Following in the Footsteps of a Great New Zealand Photographer
The first photo I took of the Southern Alps. This is part of the Remarkables Range in 1987. The subject material of many a New Zealand photographer these days.
My great grandfather was Frederick Kingsford Jeken Cooper. He was an unknown and unsung pioneer New Zealand photographer. Fred Cooper was one of the first people to put New Zealand on the world map as a tourism destination. He was the first person to photograph Mt. Cook, now known by its Maori name, Aoraki. This was in 1889.
During the second expedition he accompanied a party of surveyors. These men were most impressed with Cooper’s skill and dedication to his work. He was only 20 years old at the time. One of the surveyors, T. N. Brodrick, spotted Cooper out on the Tasman Glacier as he returned to camp one afternoon. He said to Cooper. “See that mountain yonder, well I have named it after you.” Mt. Cooper is on the map registering at 2,407 meters.
The esteemed Christchurch firm of E. Wheeler and Son employed Fred Cooper at the time of his early mountain photography. All the photographs he made during this era were owned and copyrighted by the firm. Cooper’s name appeared on none of them.
Showing New Zealand Off to the World
Assigned by E. Wheeler and Son, the young New Zealand photographer showed enthusiasm and initiative. He traversed the rugged Southern Alps on these two early journeys. Enduring cold and hunger at times to create magnificent images of a land unseen. He was described later as “one of the ablest operators in the colony.”
Along with his experiences in the high mountains the firm also sent him to photograph Milford Sounds in 1890. He returned with sixty plates of stunning scenery. Later that year he accompanied Mr.G.E. Mannering, a well-known mountaineer, for a month on the glaciers. His brief was to produce photographs for Mannering’s lecture entitled “The glaciers of the Tasman valley”. Copper’s photos also illustrated Mannering’s book, ‘With axe and rope in the New Zealand Alps’. These photographs Cooper produced on various photography expeditions throughout the South Island.

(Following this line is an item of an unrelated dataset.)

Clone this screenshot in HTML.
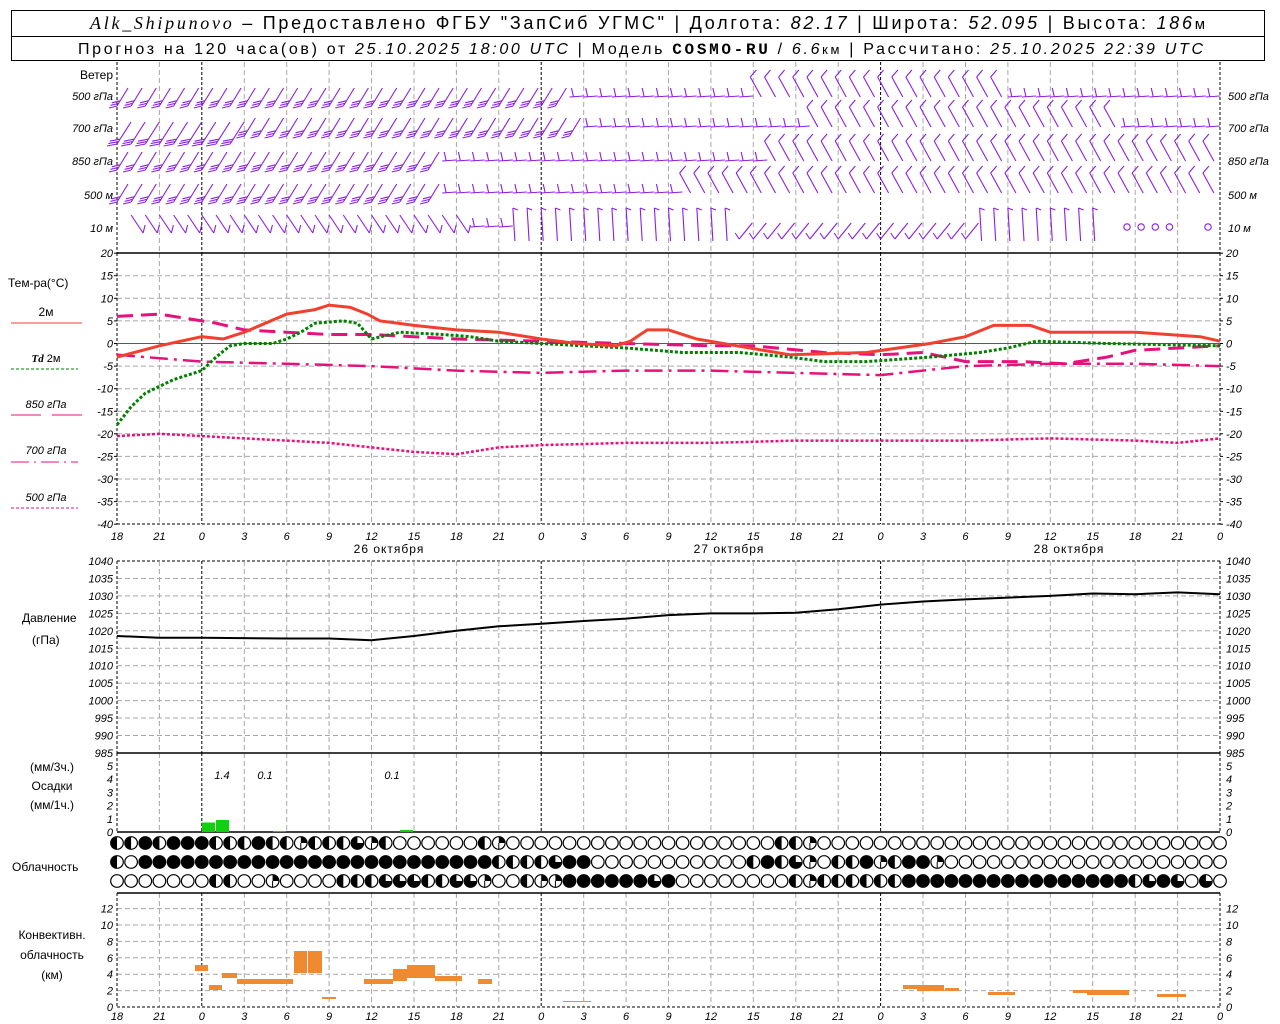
<!DOCTYPE html>
<html><head><meta charset="utf-8">
<style>
html,body{margin:0;padding:0;background:#fff;}
svg{display:block;font-family:"Liberation Sans","DejaVu Sans",sans-serif;}
.t{font-size:11px;font-style:italic;fill:#000}
.l{font-size:12px;fill:#000}
</style></head>
<body>
<svg id="s" width="1280" height="1024" viewBox="0 0 1280 1024" xmlns="http://www.w3.org/2000/svg">
<rect x="0" y="0" width="1280" height="1024" fill="#fff"/>
<rect x="11.5" y="10.5" width="1253" height="50" fill="none" stroke="#000"/>
<line x1="11" y1="36.5" x2="1265" y2="36.5" stroke="#000"/>
<text x="90" y="29" font-size="18" textLength="1115" lengthAdjust="spacing"><tspan font-family="Liberation Serif" font-style="italic">Alk_Shipunovo</tspan> – Предоставлено ФГБУ "ЗапСиб УГМС" | Долгота: <tspan font-style="italic">82.17</tspan> | Широта: <tspan font-style="italic">52.095</tspan> | Высота: <tspan font-style="italic">186</tspan><tspan font-size="15">м</tspan></text>
<text x="78" y="54" font-size="16" textLength="1125" lengthAdjust="spacing">Прогноз на 120 часа(ов) от <tspan font-style="italic">25.10.2025 18:00 UTC</tspan>  | Модель <tspan font-family="Liberation Mono" font-weight="bold">COSMO-RU</tspan> / <tspan font-style="italic">6.6</tspan><tspan font-size="13">км</tspan> | Рассчитано: <tspan font-style="italic">25.10.2025 22:39 UTC</tspan></text>

<text x="113" y="79" text-anchor="end" class="l">Ветер</text>
<g class="t" text-anchor="end">
<text x="113" y="100">500 гПа</text><text x="113" y="132">700 гПа</text><text x="113" y="165">850 гПа</text><text x="113" y="199">500 м</text><text x="113" y="232">10   м</text>
</g>
<g class="t">
<text x="1228" y="100">500 гПа</text><text x="1228" y="132">700 гПа</text><text x="1228" y="165">850 гПа</text><text x="1228" y="199">500 м</text><text x="1228" y="232">10   м</text>
</g>

<text x="8" y="287" class="l">Тем-ра(°С)</text>
<text x="46" y="316" class="l" font-size="11" text-anchor="middle">2м</text>
<line x1="11" y1="323" x2="82" y2="323" stroke="#f04030"/>
<text x="46" y="362" font-size="11" text-anchor="middle"><tspan font-style="italic" font-weight="bold" font-family="Liberation Serif">Td</tspan>  2м</text>
<line x1="11" y1="369" x2="78" y2="369" stroke="#008000" stroke-dasharray="3,2"/>
<text x="46" y="408" class="t" text-anchor="middle">850 гПа</text>
<line x1="11" y1="415" x2="41" y2="415" stroke="#e8107a"/><line x1="52" y1="415" x2="82" y2="415" stroke="#e8107a"/>
<text x="46" y="454" class="t" text-anchor="middle">700 гПа</text>
<line x1="11" y1="462" x2="78" y2="462" stroke="#e8107a" stroke-dasharray="18,5,2,5"/>
<text x="46" y="501" class="t" text-anchor="middle">500 гПа</text>
<line x1="11" y1="508" x2="78" y2="508" stroke="#e8107a" stroke-dasharray="3,2"/>

<text x="389" y="553" class="l" text-anchor="middle" letter-spacing="1">26 октября</text>
<text x="729" y="553" class="l" text-anchor="middle" letter-spacing="1">27 октября</text>
<text x="1069" y="553" class="l" text-anchor="middle" letter-spacing="1">28 октября</text>

<text x="22" y="622" class="l">Давление</text>
<text x="32" y="644" class="l">(гПа)</text>
<text x="52" y="771" class="l" text-anchor="middle">(мм/3ч.)</text>
<text x="52" y="790" class="l" text-anchor="middle">Осадки</text>
<text x="52" y="809" class="l" text-anchor="middle">(мм/1ч.)</text>
<text x="12" y="871" class="l">Облачность</text>
<text x="52" y="939" class="l" text-anchor="middle">Конвективн.</text>
<text x="52" y="959" class="l" text-anchor="middle">облачность</text>
<text x="52" y="979" class="l" text-anchor="middle">(км)</text>

<g id="g"></g>
</svg>
<script>
(function(){
var o=[];
var X0=117,X1=1220,HS=(X1-X0)/78;
function X(h){return X0+h*HS;}
function TY(v){return 343.5-v*4.517;}
function PY(p){return 561+(1040-p)*3.49;}
function L(x1,y1,x2,y2,st){o.push('<line x1="'+x1.toFixed(1)+'" y1="'+y1.toFixed(1)+'" x2="'+x2.toFixed(1)+'" y2="'+y2.toFixed(1)+'" '+st+'/>');}
var G='stroke="#a8a8a8" stroke-width="1" stroke-dasharray="5,3"';
var B='stroke="#000" stroke-width="1" stroke-dasharray="3,2"';
var S='stroke="#000" stroke-width="1.5"';
var panels=[[62,253],[253,524],[561,753],[753,832],[893,1007]];
for(var v=15;v>=-35;v-=5)L(X0,TY(v),X1,TY(v),G);
for(var p=1035;p>=990;p-=5)L(X0,PY(p),X1,PY(p),G);
L(X0,561,X1,561,B);
for(var k=2;k<=12;k+=2)L(X0,1007-k*8.2,X1,1007-k*8.2,G);
for(var i=0;i<=26;i++){var x=X0+i*HS*3;var day=(i==0||i==2||i==10||i==18||i==26);
 panels.forEach(function(pp){L(x,pp[0],x,pp[1],day?B:G);});}
L(X0,253,X1,253,S);L(X0,753,X1,753,S);L(X0,832,X1,832,S);L(X0,893,X1,893,S);
L(X0,524,X1,524,B);L(X0,1007,X1,1007,B);
L(X0,TY(0),X1,TY(0),'stroke="#3050ff" stroke-width="1"');
function tl(x,y,t,a){o.push('<text x="'+x+'" y="'+y+'" class="t" font-size="10" text-anchor="'+a+'">'+t+'</text>');}
for(var v=20;v>=-40;v-=5){tl(113,TY(v)+4,v,'end');tl(1226,TY(v)+4,v,'start');L(X0-3,TY(v),X0,TY(v),'stroke="#000"');L(X1,TY(v),X1+3,TY(v),'stroke="#000"');}
for(var p=1040;p>=985;p-=5){tl(113,PY(p)+4,p,'end');tl(1226,PY(p)+4,p,'start');}
for(var k=1;k<=5;k++){var y=832-k*13.2;tl(113,y+4,k,'end');tl(1226,y+4,k,'start');}
tl(113,836,0,'end');tl(1226,836,0,'start');
for(var k=0;k<=12;k+=2){var y=1007-k*8.2;tl(113,y+4,k,'end');tl(1226,y+4,k,'start');}
for(var i=0;i<=26;i++){var x=X0+i*HS*3,t=(18+3*i)%24;
 o.push('<text x="'+x+'" y="540" class="t" font-size="14" text-anchor="middle">'+t+'</text>');
 o.push('<text x="'+x+'" y="1020" class="t" font-size="14" text-anchor="middle">'+t+'</text>');}
function poly(pts,fy,st){var s=[];for(var j=0;j<pts.length;j+=2)s.push(X(pts[j]).toFixed(1)+','+fy(pts[j+1]).toFixed(1));
 o.push('<polyline fill="none" points="'+s.join(' ')+'" '+st+'/>');}
var PK='#e8107a';
poly([0,-20.5,3,-20,6,-20.5,9,-21,12,-21.5,15,-22,18,-23,21,-24,24,-24.5,27,-23,30,-22.5,36,-22,42,-22,48,-21.5,54,-21.5,60,-21.5,66,-21,72,-21.5,75,-22,78,-21],TY,'stroke="'+PK+'" stroke-width="2.5" stroke-dasharray="3,2"');
poly([0,-2.5,6,-4,12,-4.5,18,-5,24,-6,30,-6.5,36,-6,42,-6,48,-6.5,54,-7,57,-6,60,-5,66,-4.5,72,-4.5,78,-5],TY,'stroke="'+PK+'" stroke-width="2.5" stroke-dasharray="18,6,3,6"');
poly([0,6,3,6.5,6,5,7,4.5,9,3,12,2.5,15,2,18,2,21,1.5,24,1,30,0.5,36,0,42,-0.5,45,-0.5,50,-2,54,-2.5,57,-2,60,-4,64,-4,67,-4.5,70,-3,72,-1.5,78,-0.5],TY,'stroke="'+PK+'" stroke-width="3" stroke-dasharray="16,8"');
poly([0,-18,1,-14,2,-11,3,-9.5,4,-8,5,-7,6,-6,7,-3,8,-0.5,9,0,11,0,12,1,13,2.5,14,4.5,16,5,17,4.5,18,1,20,2.5,23,2,25,1.5,27,0.5,30,0,33,-0.5,36,-1,40,-2,44,-2,47.6,-3,50,-4,53,-4,57.5,-3,61,-2,63,-1,65,0.5,70,0,78,-0.5],TY,'stroke="#008000" stroke-width="3" stroke-dasharray="3,2"');
poly([0,-3,3,-0.5,6,1.5,7.5,1,9,2.5,12,6.5,14,7.5,15,8.5,16.5,8,17.7,6.5,18.6,5,21,4,24,3,27,2.5,30,1,32.5,0,35.3,-0.5,36.3,0.5,37.5,3,39,3,41,1,47.6,-2.5,53,-2,57.5,0,60,1.5,62,4,64.6,4,66,2.5,72,2.5,76.6,1.5,78,0.5],TY,'stroke="#f04030" stroke-width="3"');
poly([0,1018.5,3,1018,6,1018,12,1017.8,15,1017.8,18,1017.3,21,1018.5,24,1020,27,1021.3,30,1022,33,1022.8,36,1023.5,39,1024.5,42,1025,45,1025,48,1025.2,51,1026.2,54,1027.5,57,1028.4,60,1029,63,1029.5,66,1030,69,1030.7,72,1030.5,75,1031,78,1030.5],PY,'stroke="#000" stroke-width="2"');
function R(x1,y1,x2,y2,c){o.push('<rect x="'+x1+'" y="'+y1+'" width="'+(x2-x1)+'" height="'+(y2-y1)+'" fill="'+c+'"/>');}
R(202,822.5,215,832,'#10d010');R(216,820,229,832,'#10d010');R(273,831,286,832,'#10d010');R(400,830,413,832,'#10d010');
o.push('<text x="222" y="779" class="t" font-size="13" text-anchor="middle">1.4</text><text x="265" y="779" class="t" font-size="13" text-anchor="middle">0.1</text><text x="392" y="779" class="t" font-size="13" text-anchor="middle">0.1</text>');
var OR='#f08a30';
[[195,965,208,971],[209,985,222,990],[222,973,237,978],[237,979,293,984],[294,951,307,973],[308,951,322,973],[322,997,336,999],[364,979,393,984],[393,969,407,981],[407,965,435,978],[435,976,462,981],[478,979,492,984],[563,1001,591,1002],[903,985,944,989],[917,987,944,991],[945,988,959,991],[988,992,1015,995],[1073,990,1087,993],[1087,990,1129,995],[1157,994,1186,997]].forEach(function(r){R(r[0],r[1],r[2],r[3],OR);});
var rows=[
'hhFhFFFhhhFhhqhhhtqhEEEEEEhqEEEEEEEEEEEEEEEEEEEhhqEEEEEEEEEEEEEEEEEEEEEEEEEEEEE',
'hEFFFFFFFFFFFFFFFFFFFFFFFFFhhhhtFFEEEEEEEEEEEhFhtqEhhFqhFFqEEEEEEEEEEEEEEEEEEEE',
'EEEEEEEhhEEqEEEEhhhttthhttqEEhqqFFFFFFtFEEEEEEEEhqhhhhhhFFFFFFFFFFFFFFFFhtFtEtE'];
var ry=[843,862,881];
rows.forEach(function(r,ri){for(var j=0;j<79;j++){var c=r.charAt(j)||'E',x=X(j),y=ry[ri];
 o.push('<ellipse cx="'+x.toFixed(1)+'" cy="'+y+'" rx="6.3" ry="6.3" stroke="#000" stroke-width="1.2" fill="'+(c=='F'?'#000':'#fff')+'"/>');
 if(c=='h')o.push('<path d="M'+x.toFixed(1)+' '+(y-6.3)+' A6.3 6.3 0 0 0 '+x.toFixed(1)+' '+(y+6.3)+'Z" fill="#000"/>');
 if(c=='q')o.push('<path d="M'+x.toFixed(1)+' '+y+' L'+x.toFixed(1)+' '+(y-6.3)+' A6.3 6.3 0 0 1 '+(x+6.3).toFixed(1)+' '+y+'Z" fill="#000"/><line x1="'+x.toFixed(1)+'" y1="'+y+'" x2="'+x.toFixed(1)+'" y2="'+(y+6)+'" stroke="#000"/>');
 if(c=='t')o.push('<path d="M'+x.toFixed(1)+' '+y+' L'+(x+6.3).toFixed(1)+' '+y+' A6.3 6.3 0 1 1 '+x.toFixed(1)+' '+(y-6.3)+'Z" fill="#000"/>');
}});
var P='stroke="#8a1ee6" stroke-width="1.1" fill="none"';
function barb(t,x,y){
 if(t=='A'){L(x,y+9,x+11,y-9,P);for(var k=0;k<3;k++){var bx=x+k*1.4,by=y+9-k*2.6;L(bx,by,bx-8,by+2,P);}}
 else if(t=='W'){L(x,y+17,x+14,y-5,P);for(var k=0;k<3;k++){var bx=x+k*1.4,by=y+17-k*2.4;L(bx,by,bx-10,by+2,P);}}
 else if(t=='H'){L(x,y,x+14,y-1,P);L(x+4,y,x+2,y-9,P);}
 else if(t=='V'){L(x+8,y,x-3,y-20,P);L(x-3,y-20,x+3,y-27,P);}
 else if(t=='D'){L(x,y-12,x+12,y+6,P);L(x+12,y+6,x+14,y-2,P);}
 else if(t=='S'){L(x,y+12,x+13,y-4,P);L(x,y+12,x-4,y+6,P);}
 else if(t=='T'){L(x,y-19,x+2,y+14,P);L(x,y-19,x+5,y-17,P);}
 else if(t=='O'){o.push('<circle cx="'+x+'" cy="'+y+'" r="3.2" '+P+'/>');}
}
function lev(y,segs){segs.forEach(function(s){for(var j=s[1];j<=s[2];j++)barb(s[0],X(j),y);});}
lev(97,[['A',0,31],['H',32,44],['V',45,62],['H',63,77]]);
lev(127,[['W',0,8],['A',9,32],['H',33,48],['V',49,70],['H',71,77]]);
lev(161,[['A',0,22],['H',23,45],['V',46,77]]);
lev(193,[['A',0,22],['H',23,39],['V',40,77]]);
lev(227,[['D',1,24],['H',25,27],['T',28,43],['S',44,60],['T',61,69]]);
[71,72,73,74].forEach(function(j){barb('O',X(j)+6,227);});
barb('O',1208,227);
document.getElementById('g').innerHTML=o.join('');
})();
</script>
</body></html>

My Interest In Family History
Growing up in Auckland, New Zealand, I never had much contact with extended family. My father’s family were all in the northern hemisphere and my mother’s mainly in the South Island. At some point after I became interested in photography my mother told me a little about great-grandpa Cooper. I had been unaware of his photography exploits.
She gave me a photocopied article from an old newspaper. It contained an account of Fred Cooper’s early photography in the Southern Alps. This fascinated me. Later on I met a family member when visiting Christchurch who shared with me some stories. He showed me some glass negatives he believed Fred Cooper had created.
Many years later, as I prepared my first solo exhibition of photomontages, I decided to research my great grandfather a little more. I discovered a blog about early New Zealand photographers containing more information. I found some new information. What captivated my attention was a panorama Fred Cooper had created on his first expedition. It was of five photos of the Tasman Glacier and the Mt. Cook Range.
To discover that in my family history, over one hundred years ago, my great grandfather had made photomontages astounded me.
Fred Cooper used a common type plate camera at that time. He used 8 X 10 inch glass negatives to make his photos. On his first excursion, he carried with him 60 Ilford brand glass plates in five packs. These were very fragile so had to be treated with care at all times. The weight of the glass alone was over 18kg (40 pounds.) He then still had to carry his camera, tripod, and other accessories.
His camera had a simple Marion lens consisting of two parts. On the front was a wide-angle and when removed acted as a standard lens. The camera frame was wooden with tapered bellows that were most likely leather. His shutter release was a short cable with a button. When the button was pressed the shutter would remain open until the button was depressed. The aperture was probably set by turning a brass disk in the side of the lens that had various sized openings in it. The ISO was determined by the light-sensitive emulsion on the glass plates.
Essential Operation is the Same
The form of Fred Cooper’s camera was quite different from a modern digital camera. Essentially the operation of how it made photographs is the same as the cameras I use today. Light enters the lens and is then governed by an aperture and shutter speed to leave an impression of an image on a light-sensitive surface.
There was nothing automatic about Fred Cooper’s camera or photography experience. Even the shutter duration was not pre-set. Many years later Fred talked about the difficulty of using such basic equipment. He said, “We professional photographers would not worry about the number of stop to be used. We would judge it. Likewise, the length of the exposure. You see it was all done by instinct.”
So at the age of nineteen, Fred Cooper was proficient with a bulky camera that used 8 X 10 inch glass plates as negatives. He hauled all his equipment into the mountains where no other photographer had ventured. He created a series of stunning images that remain part of our nation’s heritage.
It’s easy to rely heavily on the technology we have in our hands when we hold our modern cameras. Where does this leave instinct? Far away from our way of working. This is why I so often teach photographers that you must learn to know your camera so well you can use it without paying too much attention to it. When you can do this your instinct and intuition will kick in and you will become a more creative photographer.